Vita Martini (4) : De Mars Condatis à sainte Gemme

La mort d'un saint n'est jamais anodine. Le lieu, la date, les circonstances portent un enseignement. Que le jour de cette mort soit devenu chaque fois jour de fête doit nous avertir sur le sens profond de la fête, dont nous avons à peu près perdu aujourd'hui la valeur sacrificielle qui s'y attachait. La mort de Martin ne déroge pas à l'usage. Examinons-la en détail.

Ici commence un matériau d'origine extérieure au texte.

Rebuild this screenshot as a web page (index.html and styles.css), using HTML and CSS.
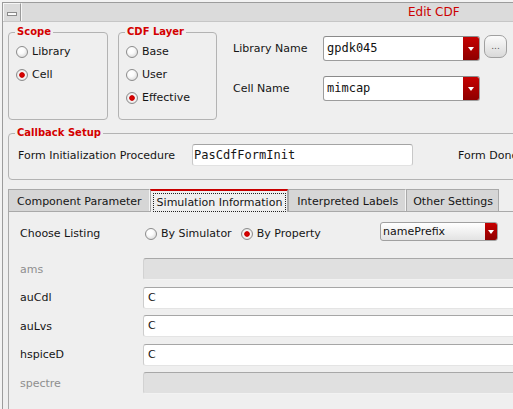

Tout d'abord, elle n'a pas lieu à Tours, siège de son évêché, mais à Candes, une petite ville située, comme son nom étymologiquement l'indique (gaulois condate, confluent), à la rencontre des eaux de la Loire et de la Vienne. D'emblée, nous retrouvons la symbolique des flux mêlés qui s'est imposée dès le début de l'étude de Verseau. Les confluents sont toujours des lieux particulièrement sacrés dans toutes les mythologies, et une étude de la Société de Mythologie Française montre que "Le mot condate semble avoir gardé une charge religieuse spécifique et la proportion élevée de patronages dévolus à saint Martin pourrait être un indice de la christianisation du Mars celtique appelé parfois Condatis".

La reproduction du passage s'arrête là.